I'm a bit confused on how to calculate the YTM of a bond with less than a full coupon's worth of periods remaining.

If I have a bond with 7 months to maturity with the next coupon payment due in 1 months, paying out coupons semiannually (so coupon and principal due in 7 months). What's the generalized formula for calculating the YTM of such a bond? Given I have the PV, the FV, and the PMT.

I figured that using =Rate in excel will assume the payments are due at equal intervals, which doesn't sit right considering reinvestment.

  • What exactly you think would be different from a bond with more time to maturity?
    – AKdemy
    Commented Nov 11, 2023 at 13:17

1 Answer 1


It depends on if your "present value" is a clean price (without accrued interest) or a dirty price (including accrued interest).

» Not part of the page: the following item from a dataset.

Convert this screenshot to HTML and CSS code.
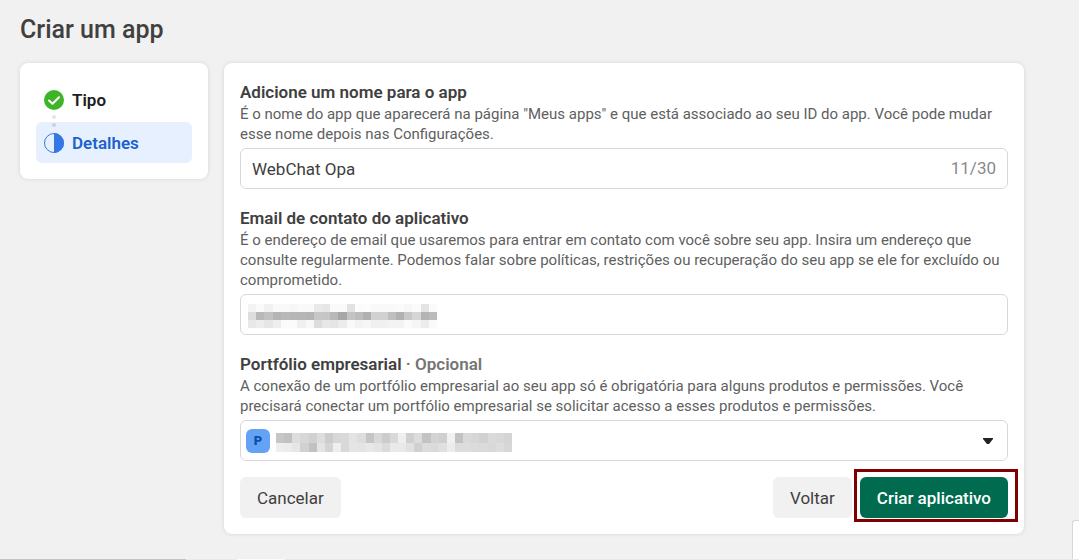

The accrued interest is the amount of interest that has accrued since the last coupon was paid. In your case you could just take 5/6 of the coupon since it's been 5 months since the last semiannual coupon. The easiest way in Excel is to use the XIRR function, which requires the dates of the cash flows.

The initial item in the list should be the payment (either the clean PV + accrued interest, or the dirty PV) on the date of purchase. The remaining dates would be the dates of the coupons and the final redemption. From there, the XIRR function should give you the "Yield to Maturity" of the bond.